By the time Sam commits suicide, Alexander is dying from consumption, a slow decline which has been taking years and has left him bedridden for months. When he finally dies, Vera feels relief:

“There was no doubt about it: She was free.”

Alexander’s death allows her to fall in love again in the novel’s final part. This may seem a risky enterprise given her previous experience (particularly for the man, Karelov) but it would be wrong to assume that the novel’s title is ironic. Despite the difficult circumstances of Vera’s life, happiness is far from absent. When she realises that Sam will not immediately disappear from her life when his parents are found, for example:

“…as soon as she felt they were together she was amazed at the rush of joyous assurance that all would be just as she had dreamed… And in her heart she called all this happiness, because it lasted.”

Can happiness last? the novel asks.
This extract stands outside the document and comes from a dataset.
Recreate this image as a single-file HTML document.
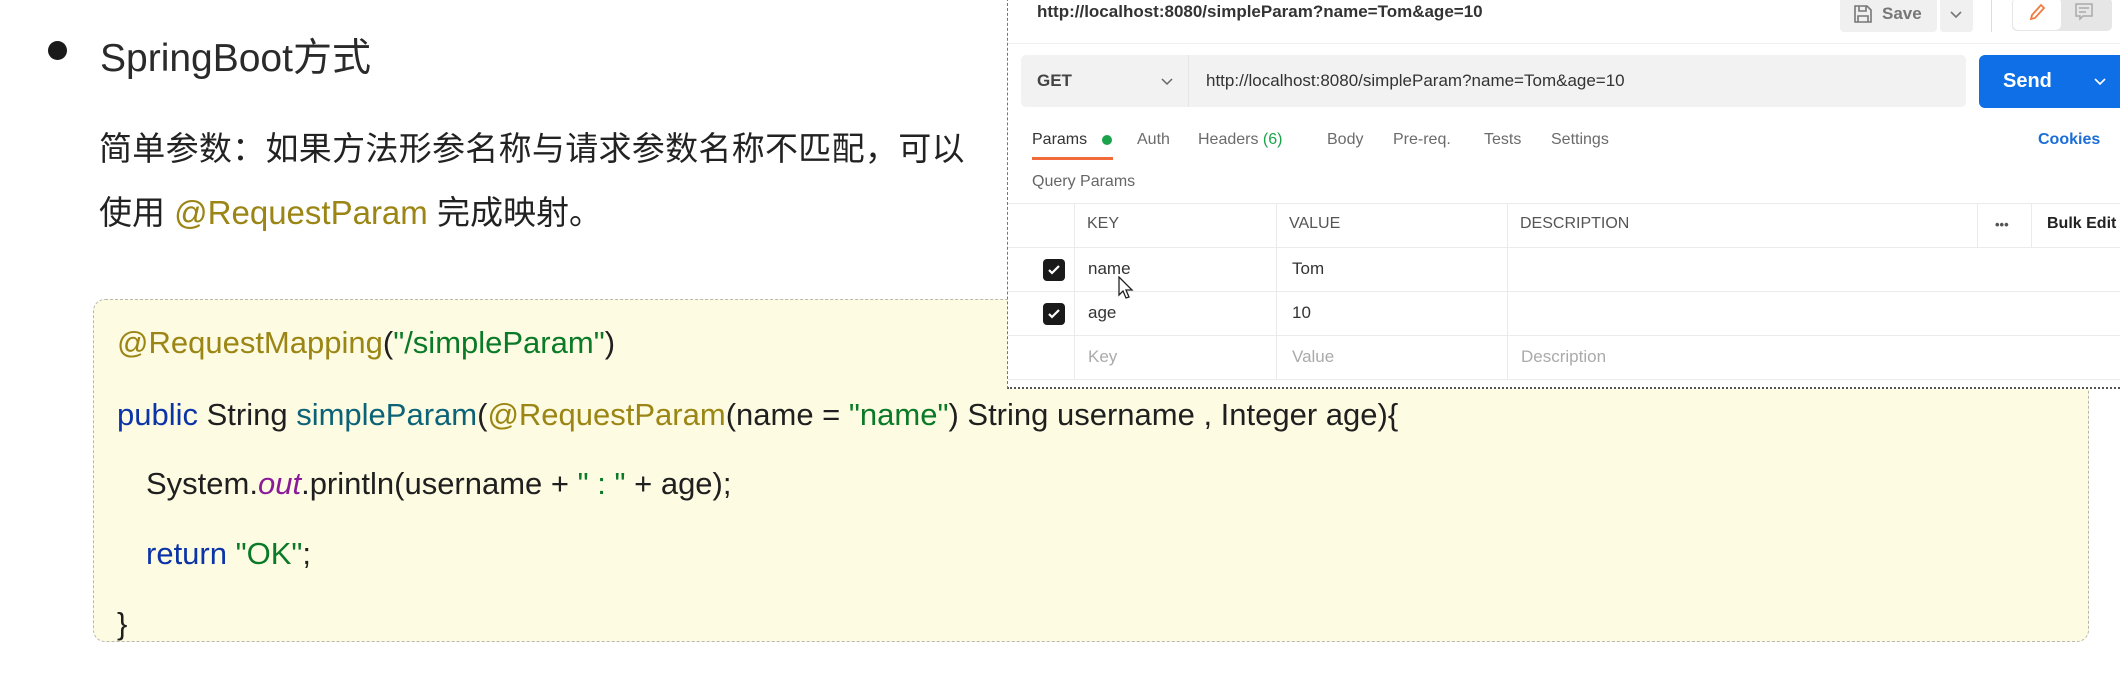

When a sparrow flies into Vera’s room, and then out again she realises:

“…it would never come back again, she could not even tell it apart from the other sparrows like it… that you couldn’t know everything there was to know in life, have everything, love everyone, or enjoy everything.”

Later Dashkovsky, a man who had loved her mother, visits her. He tells her that, as you get older “All you want is one thing: stability, assurance that the happiness that you are with me today will be the same happiness for me tomorrow and the day after.” Her relationship with Karelov begins with his declaration, “I want to be happy.”

The Book of Happiness not only evokes the lost Russia which opened the twentieth century and the émigré life which followed for many, but portrays, with an eye for honest detail, the development of a young woman, and her discovery of love and happiness, in a manner which still resonates today. If Penguin Classics (or anyone else) are looking for a deserving author to return to print, they need look no further.